** START OF Dataset section **

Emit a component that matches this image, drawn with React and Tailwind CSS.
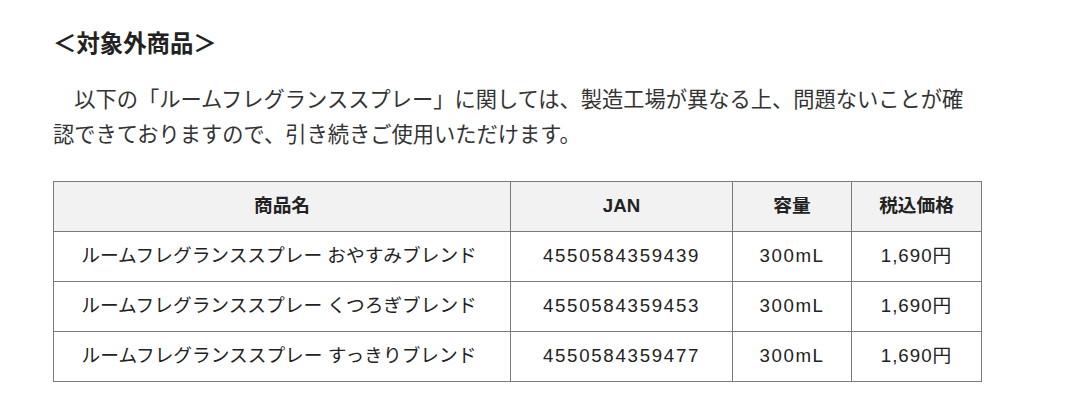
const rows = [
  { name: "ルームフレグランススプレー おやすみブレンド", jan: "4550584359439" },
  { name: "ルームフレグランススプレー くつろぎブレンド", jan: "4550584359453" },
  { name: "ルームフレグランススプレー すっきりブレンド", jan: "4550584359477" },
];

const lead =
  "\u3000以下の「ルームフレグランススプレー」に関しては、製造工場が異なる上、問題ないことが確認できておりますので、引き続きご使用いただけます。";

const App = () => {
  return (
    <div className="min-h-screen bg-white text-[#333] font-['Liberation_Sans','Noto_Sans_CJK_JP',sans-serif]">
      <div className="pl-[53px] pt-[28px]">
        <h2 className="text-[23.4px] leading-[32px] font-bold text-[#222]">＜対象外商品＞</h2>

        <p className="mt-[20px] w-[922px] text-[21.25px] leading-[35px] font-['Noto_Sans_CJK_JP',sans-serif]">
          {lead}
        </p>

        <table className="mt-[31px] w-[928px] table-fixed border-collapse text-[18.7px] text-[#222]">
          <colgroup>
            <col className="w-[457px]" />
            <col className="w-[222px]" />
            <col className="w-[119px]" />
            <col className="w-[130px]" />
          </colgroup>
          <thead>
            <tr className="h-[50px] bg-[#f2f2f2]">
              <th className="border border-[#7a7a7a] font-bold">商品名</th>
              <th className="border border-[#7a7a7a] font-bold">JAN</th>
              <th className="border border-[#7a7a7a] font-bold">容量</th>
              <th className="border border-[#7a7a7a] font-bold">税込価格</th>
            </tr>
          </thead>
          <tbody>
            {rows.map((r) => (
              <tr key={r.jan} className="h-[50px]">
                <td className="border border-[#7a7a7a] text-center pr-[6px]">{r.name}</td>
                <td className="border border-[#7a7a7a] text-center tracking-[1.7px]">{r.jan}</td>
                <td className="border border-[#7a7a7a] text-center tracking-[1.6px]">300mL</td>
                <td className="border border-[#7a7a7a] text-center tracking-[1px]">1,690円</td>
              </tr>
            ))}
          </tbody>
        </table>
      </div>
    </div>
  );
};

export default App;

** END OF Dataset section **

* Goal of the exercise:
Except for the pictures, copy the material above exactly.

* Completed task:
Emit a component that matches this image, drawn with React and Tailwind CSS.
const rows = [
  { name: "ルームフレグランススプレー おやすみブレンド", jan: "4550584359439" },
  { name: "ルームフレグランススプレー くつろぎブレンド", jan: "4550584359453" },
  { name: "ルームフレグランススプレー すっきりブレンド", jan: "4550584359477" },
];

const lead =
  "\u3000以下の「ルームフレグランススプレー」に関しては、製造工場が異なる上、問題ないことが確認できておりますので、引き続きご使用いただけます。";

const App = () => {
  return (
    <div className="min-h-screen bg-white text-[#333] font-['Liberation_Sans','Noto_Sans_CJK_JP',sans-serif]">
      <div className="pl-[53px] pt-[28px]">
        <h2 className="text-[23.4px] leading-[32px] font-bold text-[#222]">＜対象外商品＞</h2>

        <p className="mt-[20px] w-[922px] text-[21.25px] leading-[35px] font-['Noto_Sans_CJK_JP',sans-serif]">
          {lead}
        </p>

        <table className="mt-[31px] w-[928px] table-fixed border-collapse text-[18.7px] text-[#222]">
          <colgroup>
            <col className="w-[457px]" />
            <col className="w-[222px]" />
            <col className="w-[119px]" />
            <col className="w-[130px]" />
          </colgroup>
          <thead>
            <tr className="h-[50px] bg-[#f2f2f2]">
              <th className="border border-[#7a7a7a] font-bold">商品名</th>
              <th className="border border-[#7a7a7a] font-bold">JAN</th>
              <th className="border border-[#7a7a7a] font-bold">容量</th>
              <th className="border border-[#7a7a7a] font-bold">税込価格</th>
            </tr>
          </thead>
          <tbody>
            {rows.map((r) => (
              <tr key={r.jan} className="h-[50px]">
                <td className="border border-[#7a7a7a] text-center pr-[6px]">{r.name}</td>
                <td className="border border-[#7a7a7a] text-center tracking-[1.7px]">{r.jan}</td>
                <td className="border border-[#7a7a7a] text-center tracking-[1.6px]">300mL</td>
                <td className="border border-[#7a7a7a] text-center tracking-[1px]">1,690円</td>
              </tr>
            ))}
          </tbody>
        </table>
      </div>
    </div>
  );
};

export default App;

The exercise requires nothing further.